Em abril de 2020, o fotógrafo indonésio Joshua Irwandi capturou uma das imagens mais comoventes e inquietantes que registraram os impactos da Covid-19. Em um período de grande incerteza, ele conseguiu registrar a cena de um corpo já envolto em materiais de proteção, conforme as diretrizes do Ministério da Saúde da Indonésia, destinadas à eliminação segura dos falecidos.

A Covid-19 foi confirmada pela primeira vez na Indonésia em 2 de março de 2020 – uma instrutora de dança e sua mãe testaram positivo após contato com alguém infectado. Embora o vasto arquipélago indonésio seja composto por milhares de ilhas, foi em pouco mais de um mês que a doença se espalhou para todas as 34 províncias, incluindo a extremamente populosa ilha de Java, lar de mais de 151 milhões de pessoas. À medida que a pandemia avançava, Java – e sua capital, Jakarta – se transformaram em verdadeiros epicentros da propagação do vírus.

Os profissionais de saúde indonésios enfrentaram esta nova ameaça com recursos extremamente limitados. Estima-se que, até julho de 2021, mais de 1.500 trabalhadores da saúde no país tenham perdido a vida devido à Covid-19, enquanto enfermeiros relataram, logo no início da pandemia, a escassez de equipamentos de proteção individual (EPI), que eram vitais para enfrentar o crescente número de casos.

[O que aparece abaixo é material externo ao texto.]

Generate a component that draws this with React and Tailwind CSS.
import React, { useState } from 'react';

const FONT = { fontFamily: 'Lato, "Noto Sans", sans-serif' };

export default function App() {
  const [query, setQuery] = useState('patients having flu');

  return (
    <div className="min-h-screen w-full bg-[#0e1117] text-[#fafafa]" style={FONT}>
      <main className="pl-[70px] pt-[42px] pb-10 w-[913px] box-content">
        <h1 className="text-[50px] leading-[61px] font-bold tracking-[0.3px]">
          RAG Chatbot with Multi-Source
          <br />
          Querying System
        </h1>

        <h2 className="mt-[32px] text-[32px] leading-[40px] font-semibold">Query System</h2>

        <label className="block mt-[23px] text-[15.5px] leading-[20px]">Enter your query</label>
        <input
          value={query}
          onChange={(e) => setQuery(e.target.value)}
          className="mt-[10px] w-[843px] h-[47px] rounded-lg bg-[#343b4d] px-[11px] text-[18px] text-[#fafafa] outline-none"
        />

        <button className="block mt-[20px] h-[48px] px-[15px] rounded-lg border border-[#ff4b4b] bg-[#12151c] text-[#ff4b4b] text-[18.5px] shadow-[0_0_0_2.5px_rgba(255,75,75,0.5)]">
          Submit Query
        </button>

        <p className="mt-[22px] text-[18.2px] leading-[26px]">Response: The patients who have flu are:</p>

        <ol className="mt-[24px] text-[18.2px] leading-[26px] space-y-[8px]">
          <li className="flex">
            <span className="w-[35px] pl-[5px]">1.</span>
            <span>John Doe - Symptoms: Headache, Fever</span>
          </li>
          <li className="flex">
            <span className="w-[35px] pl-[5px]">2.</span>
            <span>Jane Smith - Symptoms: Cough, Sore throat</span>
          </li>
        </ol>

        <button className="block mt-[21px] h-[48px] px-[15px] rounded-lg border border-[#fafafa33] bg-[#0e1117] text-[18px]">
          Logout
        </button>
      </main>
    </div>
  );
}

Dentro desse cenário de desafio e risco, o trabalho de Irwandi ganhou contornos de urgência. Vestindo um traje de proteção, similar ao dos profissionais de saúde que o acompanhava, o fotógrafo passou seus dias dentro de um hospital em Jakarta, observando de perto os esforços para salvar vidas. Nem sempre os desfechos eram positivos: em uma ocasião, ele registrou um paciente que havia falecido, cujo nome jamais foi divulgado.

Após a morte do paciente, a equipe médica iniciou o procedimento de proteção e contenção, começando com o envolvimento do corpo em sacos de lixo para resíduos infectantes, seguido por uma camada extra de plástico – o mesmo tipo vendido em supermercados. Segundo Irwandi, “acho que levou por volta de uma hora exaustiva sob o calor. Acreditavam que desligar o ar condicionado poderia ajudar a eliminar o vírus, e assim trabalhavam com máscaras pesadas em um ambiente sufocante.”

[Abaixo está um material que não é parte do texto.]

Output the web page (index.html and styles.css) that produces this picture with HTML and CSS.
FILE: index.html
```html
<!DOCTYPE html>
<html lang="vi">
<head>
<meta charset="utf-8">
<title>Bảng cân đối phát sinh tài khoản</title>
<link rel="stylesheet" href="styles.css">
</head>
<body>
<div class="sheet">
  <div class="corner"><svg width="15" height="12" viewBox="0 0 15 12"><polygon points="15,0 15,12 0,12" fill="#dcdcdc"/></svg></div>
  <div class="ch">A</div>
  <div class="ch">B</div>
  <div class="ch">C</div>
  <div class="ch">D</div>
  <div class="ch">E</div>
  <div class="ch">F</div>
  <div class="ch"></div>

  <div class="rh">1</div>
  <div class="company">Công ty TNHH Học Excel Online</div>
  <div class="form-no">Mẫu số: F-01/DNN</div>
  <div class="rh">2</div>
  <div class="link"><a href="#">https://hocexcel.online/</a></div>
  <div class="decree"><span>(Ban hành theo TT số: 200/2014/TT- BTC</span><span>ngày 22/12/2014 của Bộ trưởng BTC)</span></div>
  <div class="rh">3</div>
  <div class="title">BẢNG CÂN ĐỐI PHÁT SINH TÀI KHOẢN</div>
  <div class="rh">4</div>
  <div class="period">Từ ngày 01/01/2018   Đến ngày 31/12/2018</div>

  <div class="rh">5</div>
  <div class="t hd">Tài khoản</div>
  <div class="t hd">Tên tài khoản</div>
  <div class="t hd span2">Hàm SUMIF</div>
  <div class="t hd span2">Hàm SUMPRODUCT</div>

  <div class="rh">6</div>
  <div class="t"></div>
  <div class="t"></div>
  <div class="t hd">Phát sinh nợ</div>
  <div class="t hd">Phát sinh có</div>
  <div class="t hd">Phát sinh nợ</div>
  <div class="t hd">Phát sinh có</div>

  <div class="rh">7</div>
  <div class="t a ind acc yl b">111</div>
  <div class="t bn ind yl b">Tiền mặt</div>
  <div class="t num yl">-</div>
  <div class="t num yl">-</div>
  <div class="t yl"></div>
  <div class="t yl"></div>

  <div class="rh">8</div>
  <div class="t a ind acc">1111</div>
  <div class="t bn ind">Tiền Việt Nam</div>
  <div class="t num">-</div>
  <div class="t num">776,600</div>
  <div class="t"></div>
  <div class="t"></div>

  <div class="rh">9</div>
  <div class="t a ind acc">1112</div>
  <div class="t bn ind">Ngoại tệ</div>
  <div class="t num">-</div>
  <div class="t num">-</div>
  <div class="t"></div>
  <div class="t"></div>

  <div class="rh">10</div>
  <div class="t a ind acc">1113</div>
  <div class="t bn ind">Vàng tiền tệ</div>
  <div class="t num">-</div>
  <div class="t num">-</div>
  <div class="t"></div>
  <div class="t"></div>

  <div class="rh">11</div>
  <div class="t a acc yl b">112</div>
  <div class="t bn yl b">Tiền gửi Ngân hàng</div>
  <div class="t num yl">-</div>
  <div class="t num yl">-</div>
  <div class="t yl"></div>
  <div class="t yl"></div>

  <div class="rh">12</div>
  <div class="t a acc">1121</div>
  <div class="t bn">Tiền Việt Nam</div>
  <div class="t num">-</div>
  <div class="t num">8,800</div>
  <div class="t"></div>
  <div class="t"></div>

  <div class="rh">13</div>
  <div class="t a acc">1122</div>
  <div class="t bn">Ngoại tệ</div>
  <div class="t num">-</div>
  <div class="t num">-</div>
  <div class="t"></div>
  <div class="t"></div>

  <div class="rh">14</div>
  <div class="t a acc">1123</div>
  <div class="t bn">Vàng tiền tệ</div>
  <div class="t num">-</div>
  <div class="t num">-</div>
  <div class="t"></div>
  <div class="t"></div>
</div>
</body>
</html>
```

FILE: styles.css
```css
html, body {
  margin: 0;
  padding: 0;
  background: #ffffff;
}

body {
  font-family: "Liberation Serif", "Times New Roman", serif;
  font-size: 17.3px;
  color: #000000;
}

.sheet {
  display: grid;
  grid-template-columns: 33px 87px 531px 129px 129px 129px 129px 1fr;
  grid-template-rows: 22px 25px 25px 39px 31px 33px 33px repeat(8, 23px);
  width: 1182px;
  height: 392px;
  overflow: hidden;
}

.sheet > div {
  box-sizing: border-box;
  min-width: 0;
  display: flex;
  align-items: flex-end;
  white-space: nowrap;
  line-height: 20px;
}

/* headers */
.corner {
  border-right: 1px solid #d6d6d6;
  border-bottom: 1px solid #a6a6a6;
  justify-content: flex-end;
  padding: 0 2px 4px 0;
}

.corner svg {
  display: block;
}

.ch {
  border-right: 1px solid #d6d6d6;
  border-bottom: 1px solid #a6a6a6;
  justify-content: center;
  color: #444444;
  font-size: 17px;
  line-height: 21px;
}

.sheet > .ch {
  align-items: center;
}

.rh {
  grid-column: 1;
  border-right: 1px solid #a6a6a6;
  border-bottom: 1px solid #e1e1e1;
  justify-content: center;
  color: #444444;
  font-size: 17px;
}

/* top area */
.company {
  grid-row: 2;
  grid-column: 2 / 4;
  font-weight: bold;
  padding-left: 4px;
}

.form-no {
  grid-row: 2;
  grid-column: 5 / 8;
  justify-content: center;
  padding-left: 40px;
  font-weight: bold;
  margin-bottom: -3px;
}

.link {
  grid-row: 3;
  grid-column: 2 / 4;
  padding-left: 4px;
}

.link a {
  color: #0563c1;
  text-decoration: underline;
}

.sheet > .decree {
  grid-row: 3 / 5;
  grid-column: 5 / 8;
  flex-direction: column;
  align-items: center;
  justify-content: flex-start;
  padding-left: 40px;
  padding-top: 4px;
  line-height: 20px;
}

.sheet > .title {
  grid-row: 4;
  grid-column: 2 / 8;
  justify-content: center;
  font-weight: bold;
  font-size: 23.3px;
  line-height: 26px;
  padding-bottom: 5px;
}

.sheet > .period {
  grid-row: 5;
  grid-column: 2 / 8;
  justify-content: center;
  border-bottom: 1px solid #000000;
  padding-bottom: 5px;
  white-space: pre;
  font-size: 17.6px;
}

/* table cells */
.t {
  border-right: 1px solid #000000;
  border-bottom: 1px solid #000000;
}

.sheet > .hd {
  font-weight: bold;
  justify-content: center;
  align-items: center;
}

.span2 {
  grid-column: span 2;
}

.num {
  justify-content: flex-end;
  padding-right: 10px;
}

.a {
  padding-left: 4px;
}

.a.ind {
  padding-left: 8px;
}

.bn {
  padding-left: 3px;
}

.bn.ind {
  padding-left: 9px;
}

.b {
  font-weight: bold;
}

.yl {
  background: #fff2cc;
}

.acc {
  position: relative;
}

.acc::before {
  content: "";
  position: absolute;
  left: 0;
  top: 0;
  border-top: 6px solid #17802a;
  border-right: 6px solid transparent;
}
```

A fotografia, que por um instante congelou a ação frenética dos hospitais durante a crise, apresenta a superfície plástica refletindo as luzes frias do teto, enquanto os materiais de proteção que cobriam o corpo lembram uma antiga prática ritualística de um funeral. Essa cena impactante contrasta com o ambiente moderno e impessoal de um quarto de hospital, composto apenas por uma cama e uma televisão, ressaltando a vulnerabilidade humana em meio a uma era altamente tecnológica e, por vezes, esterilizada.

“Durante todo o período em que estive trabalhando aqui na Indonésia com meu mentor, Geert Van Castelren, fotógrafo holandês, eu mostrava a ele as imagens que vinha produzindo e perguntava: ‘para onde você acha que isso vai?’ Se a composição se assemelha a algo dos clássicos, geralmente o impacto da fotografia é ainda maior”, recorda Irwandi.

A imagem provocou diversas reações. Alguns chegaram a acusá-la de ser encenada – um cantor com dois milhões de seguidores chegou a sustentar que se tratava de um cenário artificial, alegando que a Covid-19 não apresentava perigo real e que o corpo era, na verdade, um manequim. Apesar da onda de desinformação, o registro permaneceu inegavelmente impactante.

Optando por fotografar o corpo na mesma altura, ao invés da visão aérea mais comum de médicos e enfermeiros, Irwandi colocou tanto o observador quanto o sujeito em pé de igualdade. “Naquele momento em que capturei a cena do corpo sendo envolvido em plástico, pensei: ‘E se for minha família? E se forem meus amigos?’. O melhor que podemos fazer é informar quem amamos sobre o que está acontecendo e cuidar de nós mesmos”, afirma o fotógrafo.

Para ele, a principal mensagem transmitida pela imagem é clara: “se você não usar sua máscara ou rejeitar a ciência, este pode ser o caminho que muitas pessoas terão que enfrentar.”

O poder desta fotografia ultrapassou as fronteiras da Indonésia, sendo premiada com o segundo lugar na categoria de notícias gerais do World Press Photo em 2021 e também recebendo indicação para o Prêmio Pulitzer.

Um ano depois, enquanto Irwandi cobrisse os enterros coletivos de vítimas da Covid-19 em um cemitério, a cena ganhava ainda mais significado. Ele visitou o local duas vezes em uma semana, constatando que novas sepulturas já haviam sido escavadas para acomodar as vítimas. “O perigo é real, independentemente de as pessoas gostarem ou não da fotografia”, conclui.